小さな家のメリット、お伝えできたでしょうか?

 

 最近は、ミニマリストの台頭も相まって世界的にもトレーラーハウスやツリーハウスなど、小さい家が注目されています。偏ったミニマリストはいかがなものかとも思いますが、何かを成熟させるためには別の何かを潔くあきらめる必要があると考えます。CUTがあってGETがある。スティーブジョブズも禅の教えから、かなりのミニマリストだったとか。お金持ちの家にはモノが少ないそうです。ドラマの中の金持ちの家はすっきりしているのもうなずけます。

 

 そんなことを考えながら、また、提案を重ねるごとにどんどん大きくなっていく平面図を眺めながら「また無駄が増えてくなー、まるで私の脂肪のようだ・・・」などと感じてしまうのでした。

(かつて建築界で「メタボリズム思想」というものがあっての連想です。)

 

 

豊かさとは2

小堀哲夫氏の講演を聞いてきました。

現在注目株の若手建築家です。

代表的な建物にROKI Global Innovation Centerがあります。

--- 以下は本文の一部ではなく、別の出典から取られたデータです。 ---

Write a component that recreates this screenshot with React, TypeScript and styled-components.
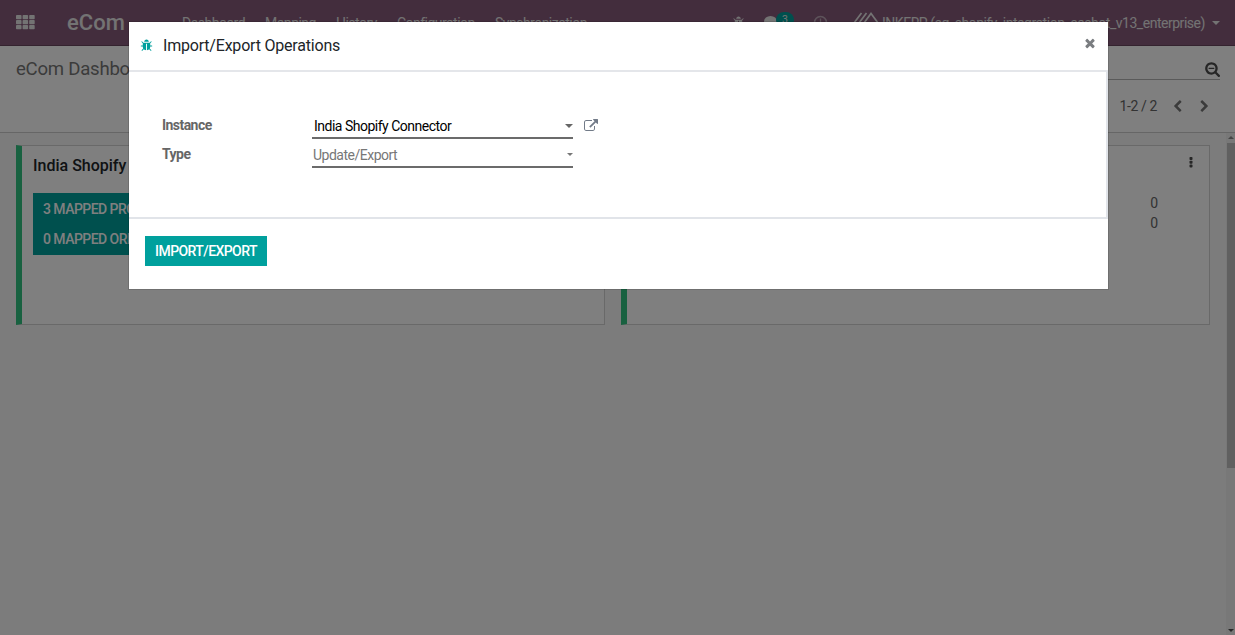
import React from 'react';
import styled, { createGlobalStyle } from 'styled-components';

const GlobalStyle = createGlobalStyle`
  * { box-sizing: border-box; }
  body {
    margin: 0;
    overflow: hidden;
    font-family: Roboto, "Liberation Sans", sans-serif;
    font-size: 14px;
    line-height: 20px;
    color: #4c4c4c;
  }
`;

const paths = {
  bug: 'M1696 960q0 26-19 45t-45 19h-224q0 171-67 290l208 209q19 19 19 45t-19 45q-18 19-45 19t-45-19l-198-197q-5 5-15 13t-42 28.5-65 36.5-82 29-97 13v-896h-128v896q-51 0-101.5-13.5t-87-33-66-39-43.5-32.5l-15-14-183 207q-20 21-48 21-24 0-43-16-19-18-20.5-44.5t15.5-46.5l202-227q-58-114-58-274h-224q-26 0-45-19t-19-45 19-45 45-19h224v-294l-173-173q-19-19-19-45t19-45 45-19 45 19l173 173h844l173-173q19-19 45-19t45 19 19 45-19 45l-173 173v294h224q26 0 45 19t19 45zm-480-576h-640q0-133 93.5-226.5t226.5-93.5 226.5 93.5 93.5 226.5z',
  external: 'M1408 928v320q0 119-84.5 203.5t-203.5 84.5h-832q-119 0-203.5-84.5t-84.5-203.5v-832q0-119 84.5-203.5t203.5-84.5h704q14 0 23 9t9 23v64q0 14-9 23t-23 9h-704q-66 0-113 47t-47 113v832q0 66 47 113t113 47h832q66 0 113-47t47-113v-320q0-14 9-23t23-9h64q14 0 23 9t9 23zm384-864v512q0 26-19 45t-45 19-45-19l-176-176-652 652q-10 10-23 10t-23-10l-114-114q-10-10-10-23t10-23l652-652-176-176q-19-19-19-45t19-45 45-19h512q26 0 45 19t19 45z',
  times: 'M1490 1322q0 40-28 68l-136 136q-28 28-68 28t-68-28l-294-294-294 294q-28 28-68 28t-68-28l-136-136q-28-28-28-68t28-68l294-294-294-294q-28-28-28-68t28-68l136-136q28-28 68-28t68 28l294 294 294-294q28-28 68-28t68 28l136 136q28 28 28 68t-28 68l-294 294 294 294q28 28 28 68z',
  searchMinus: 'M1152 800v64q0 13-9.5 22.5t-22.5 9.5h-576q-13 0-22.5-9.5t-9.5-22.5v-64q0-13 9.5-22.5t22.5-9.5h576q13 0 22.5 9.5t9.5 22.5zm128 32q0-185-131.5-316.5t-316.5-131.5-316.5 131.5-131.5 316.5 131.5 316.5 316.5 131.5 316.5-131.5 131.5-316.5zm512 832q0 53-37.5 90.5t-90.5 37.5q-54 0-90-38l-343-342q-179 124-399 124-143 0-273.5-55.5t-225-150-150-225-55.5-273.5 55.5-273.5 150-225 225-150 273.5-55.5 273.5 55.5 225 150 150 225 55.5 273.5q0 220-124 399l343 343q37 37 37 90z',
  left: 'M1427 301l-531 531 531 531q19 19 19 45t-19 45l-166 166q-19 19-45 19t-45-19l-742-742q-19-19-19-45t19-45l742-742q19-19 45-19t45 19l166 166q19 19 19 45t-19 45z',
  right: 'M1363 877l-742 742q-19 19-45 19t-45-19l-166-166q-19-19-19-45t19-45l531-531-531-531q-19-19-19-45t19-45l166-166q19-19 45-19t45 19l742 742q19 19 19 45t-19 45z',
};

const Svg = styled.svg`
  display: block;
  flex: none;
  fill: currentColor;
`;

const Icon = ({ name, size }: { name: keyof typeof paths; size: number }) => (
  <Svg width={size} height={size} viewBox="0 0 1792 1792"><path d={paths[name]} /></Svg>
);

const Caret = styled.span<{ $size?: number }>`
  flex: none;
  border: ${p => p.$size ?? 4}px solid transparent;
  border-top-color: currentColor;
  border-bottom: 0;
`;

const Page = styled.div`
  position: relative;
  display: flex;
  flex-direction: column;
  width: 1235px;
  height: 635px;
  overflow: hidden;
  background: #fff;
`;

const Navbar = styled.header`
  flex: none;
  display: flex;
  align-items: center;
  height: 46px;
  padding: 0 15px 0 16px;
  background: #875a7b;
  border-bottom: 1px solid #68465f;
  color: #e6e6e6;
  white-space: nowrap;
`;

const Brand = styled.div`
  width: 115px;
  padding-left: 32px;
  box-sizing: content-box;
  font-size: 22px;
  font-weight: 500;
`;

const Menu = styled.nav`
  display: flex;
  gap: 20px;
  flex: 1;
  min-width: 0;
  letter-spacing: -0.52px;
`;

const MenuItem = styled.span<{ $width: number }>`
  flex: none;
  width: ${p => p.$width}px;
`;

const Systray = styled.div`
  flex: none;
  display: flex;
  align-items: center;
`;

const Chat = styled.div`
  position: relative;
  width: 34px;
  margin-left: 19px;
`;

const Badge = styled.span`
  position: absolute;
  left: 12px;
  top: -4px;
  width: 18px;
  height: 16px;
  border-radius: 8px;
  background: #00a09d;
  font-size: 10.5px;
  line-height: 16px;
  text-align: center;
`;

const Clock = styled.div`
  margin-left: 15px;
`;

const User = styled.div`
  display: flex;
  align-items: center;
  margin-left: 25px;
`;

const UserName = styled.span`
  width: 323px;
  margin: 0 7px 0 3px;
  letter-spacing: -0.475px;
`;

const ControlPanel = styled.section`
  flex: none;
  display: flex;
  justify-content: space-between;
  height: 87px;
  padding: 0 15px 0 16px;
  border-bottom: 1px solid #ccc;
`;

const Title = styled.h1`
  margin: 13px 0 0;
  font-size: 18.6px;
  font-weight: 400;
  letter-spacing: -0.25px;
  color: #777;
`;

const SearchArea = styled.div`
  width: 600px;
`;

const Search = styled.div`
  display: flex;
  align-items: center;
  justify-content: flex-end;
  height: 34px;
  padding-top: 12px;
  border-bottom: 1px solid #b4b4b4;
`;

const Pager = styled.div`
  display: flex;
  align-items: center;
  justify-content: flex-end;
  height: 20px;
  margin-top: 16px;
  padding-right: 9px;
  gap: 14px;
  color: #777;
`;

const Range = styled.span`
  letter-spacing: -0.4px;
  color: #666;
`;

const Content = styled.main`
  flex: 1;
  display: flex;
  background: #f9f9f9;
`;

const Kanban = styled.div`
  flex: 1;
  display: grid;
  grid-template-columns: 589px 589px;
  grid-template-rows: 180px;
  gap: 16px;
  padding: 12px 0 0 16px;
`;

const Card = styled.article`
  display: flex;
  flex-direction: column;
  padding: 10px 14px 0 11px;
  border: 1px solid #d2d2d2;
  border-left: 6px solid #30c381;
  background: #fff;
`;

const CardRow = styled.div`
  display: flex;
  justify-content: space-between;
`;

const CardTitle = styled.h2`
  margin: 0;
  font-size: 16px;
  font-weight: 500;
  line-height: 20px;
  color: #212529;
`;

const Stats = styled.div`
  width: 260px;
  height: 62px;
  margin-top: 17px;
  background: #00a09d;
  color: #fff;
  font-weight: 500;
  letter-spacing: -0.55px;
  white-space: nowrap;
`;

const Stat = styled.div`
  height: 30px;
  padding-left: 10px;
  line-height: 32px;
`;

const Counts = styled.div`
  margin: 17px 37px 0 0;
  line-height: 20px;
  color: #666;
`;

const Dots = styled.div`
  color: #4c4c4c;
`;

const Scrollbar = styled.div`
  display: flex;
  flex-direction: column;
  align-items: flex-end;
  width: 9px;
  background: #f1f1f1;
`;

const Arrow = styled.div<{ $down?: boolean }>`
  display: flex;
  align-items: center;
  justify-content: center;
  width: 8px;
  height: 10px;
  color: ${p => (p.$down ? '#505050' : '#8a8a8a')};
  transform: ${p => (p.$down ? 'none' : 'rotate(180deg)')};
`;

const Thumb = styled.div`
  width: 8px;
  height: 325px;
  margin-bottom: auto;
  background: #c1c1c1;
`;

const Backdrop = styled.div`
  position: absolute;
  inset: 0;
  padding: 22px 127.5px 0 129px;
  background: rgba(0, 0, 0, 0.5);
`;

const Dialog = styled.div`
  height: 267px;
  background: #fff;
  box-shadow: 0 0 0 1px rgba(0, 0, 0, 0.12);
`;

const DialogHeader = styled.header`
  display: flex;
  align-items: center;
  height: 48px;
  padding: 0 12px 1px 11px;
  color: #00a09d;
`;

const DialogTitle = styled.h4`
  flex: 1;
  margin: 0 0 0 10px;
  font-size: 16px;
  font-weight: 400;
  letter-spacing: -0.2px;
  color: #212529;
`;

const Close = styled.button`
  display: flex;
  margin: 0 -1px 5px 0;
  padding: 0;
  border: 0;
  background: none;
  color: #7a7d80;
`;

const DialogBody = styled.div`
  height: 149px;
  padding: 44px 33px 0;
  border: solid #e1e4e9;
  border-width: 2px 2px 2px 0;
  border-top-color: #e4e6ea;
`;

const Field = styled.div`
  display: flex;
  align-items: flex-start;
  height: 29px;
`;

const Label = styled.label`
  width: 150px;
  font-weight: 700;
  letter-spacing: -0.55px;
  line-height: 18px;
  color: #666;
`;

const Select = styled.div<{ $muted?: boolean }>`
  display: flex;
  align-items: center;
  justify-content: space-between;
  width: 261px;
  height: 23px;
  padding: ${p => (p.$muted ? '0 0 2px 1px' : '0 0 2px 2px')};
  border-bottom: 2px solid #6b6b6b;
  letter-spacing: -0.5px;
  color: ${p => (p.$muted ? '#777' : '#000')};
`;

const Indicator = styled.span<{ $muted?: boolean }>`
  display: flex;
  color: ${p => (p.$muted ? '#777' : '#666')};
`;

const OpenLink = styled.span`
  margin: 3px 0 0 11px;
  color: #727b88;
`;

const DialogFooter = styled.footer`
  padding: 17px 16px;
`;

const Primary = styled.button`
  width: 122px;
  height: 30px;
  padding: 0;
  border: 0;
  background: #00a09d;
  color: #fff;
  font: 500 14px Roboto, sans-serif;
  letter-spacing: -0.58px;
`;

const menuItems: [string, number][] = [
  ['Dashboard', 63], ['Mapping', 51], ['History', 41], ['Configuration', 78], ['Synchronization', 94],
];

const KanbanCard = ({ title }: { title: string }) => (
  <Card>
    <CardRow>
      <CardTitle>{title}</CardTitle>
      <Dots>
        <Svg width="8" height="14" viewBox="0 0 8 14">
          <rect x="2.5" y="1" width="3" height="3" rx=".8" />
          <rect x="2.5" y="4.8" width="3" height="3" rx=".8" />
          <rect x="2.5" y="8.6" width="3" height="3" rx=".8" />
        </Svg>
      </Dots>
    </CardRow>
    <CardRow>
      <Stats>
        <Stat>3 MAPPED PRODUCTS</Stat>
        <Stat>0 MAPPED ORDERS</Stat>
      </Stats>
      <Counts><div>0</div><div>0</div></Counts>
    </CardRow>
  </Card>
);

export default function App() {
  return (
    <Page>
      <GlobalStyle />
      <Navbar>
        <Svg width="19" height="15" viewBox="0 0 19 15">
          {[0, 5, 10].map(y => [0, 6.6, 13.2].map(x => (
            <rect key={`${x}-${y}`} x={x} y={y} width="5.5" height="4.3" rx=".8" />
          )))}
        </Svg>
        <Brand>eCom</Brand>
        <Menu>
          {menuItems.map(([text, width]) => <MenuItem key={text} $width={width}>{text}</MenuItem>)}
        </Menu>
        <Systray>
          <Icon name="bug" size={13} />
          <Chat>
            <Svg width="14" height="13" viewBox="0 0 14 13">
              <ellipse cx="6.5" cy="5.5" rx="6.5" ry="5.5" />
              <path d="M2 8L1 13L7 10z" />
            </Svg>
            <Badge>3</Badge>
          </Chat>
          <Clock>
            <Svg width="15" height="15" viewBox="0 0 15 15" opacity=".55">
              <circle cx="7.5" cy="7.5" r="6" fill="none" stroke="currentColor" strokeWidth="1.6" />
              <path d="M7.5 3.5V8H5" fill="none" stroke="currentColor" strokeWidth="1.3" />
            </Svg>
          </Clock>
          <User>
            <Svg width="26" height="22" viewBox="0 0 26 22">
              <path d="M1 11L8.5 1M6 11L13.5 1M11 11L18 1.5L25 11" fill="none" stroke="currentColor" strokeWidth="1.7" />
            </Svg>
            <UserName>INKERP (eg_shopify_integration_eashot_v13_enterprise)</UserName>
            <Caret />
          </User>
        </Systray>
      </Navbar>
      <ControlPanel>
        <Title>eCom Dashboard</Title>
        <SearchArea>
          <Search><Icon name="searchMinus" size={16} /></Search>
          <Pager>
            <Range>1-2 / 2</Range>
            <Icon name="left" size={13} />
            <Icon name="right" size={13} />
          </Pager>
        </SearchArea>
      </ControlPanel>
      <Content>
        <Kanban>
          <KanbanCard title="India Shopify Connector" />
          <KanbanCard title="Shopify Connector" />
        </Kanban>
        <Scrollbar>
          <Arrow><Caret $size={3} /></Arrow>
          <Thumb />
          <Arrow $down><Caret $size={3} /></Arrow>
        </Scrollbar>
      </Content>
      <Backdrop>
        <Dialog>
          <DialogHeader>
            <Icon name="bug" size={13} />
            <DialogTitle>Import/Export Operations</DialogTitle>
            <Close aria-label="Close"><Icon name="times" size={14} /></Close>
          </DialogHeader>
          <DialogBody>
            <Field>
              <Label>Instance</Label>
              <Select>India Shopify Connector<Indicator><Caret /></Indicator></Select>
              <OpenLink><Icon name="external" size={14} /></OpenLink>
            </Field>
            <Field>
              <Label>Type</Label>
              <Select $muted>Update/Export<Indicator $muted><Caret $size={3} /></Indicator></Select>
            </Field>
          </DialogBody>
          <DialogFooter><Primary>IMPORT/EXPORT</Primary></DialogFooter>
        </Dialog>
      </Backdrop>
    </Page>
  );
}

空調や光を最先端のプログラムを用いて取り入れ方ている方で、

レンゾピアノを彷彿させる建物だな~と感じていましたが、

そこには大切な思いが込められてのことでした。

 

「建築と環境と人間」と題してのお話でした。

建物と人間の間に環境があり、これが大切だと。

環境は、目に見えないものです。虚です。

光や影、風やにおいなど。

空気感、それとも「間」とでもいうのでしょうか?

それを作るのが建築なのだと。

ものを作るより、環境をつくる。

そして、その環境に「人の幸せづくり」もかかわってきます。

その空間を人がどう感じ、どう使用するか?

その会社、そのコミュニティ、その人のために、

どう行動することがいいことなのか、からの発想で環境をつくりあげています。

建物だけではなく、人を巻き込んでいく建築とでもいいましょうか。

開かれることが大切であれば、どんどん人が集まる空間をつくる。

そして、新しいつながりが生まれ、新しいことが始まる。

そんな建物には、とてもおおらかなものも感じました。

 

私は、そこに時間の考えもプラスしたい感じています。

今までの歴史、これからの人の成長、季節の移り変わり、一日の移ろい、

そして、人の移動もです。

 

大きなことを言っているようですが、

根底にあるものは住宅にも共通すると考えています。

お金をかけて作るだけではなく、豊かな住宅を作りたいですね。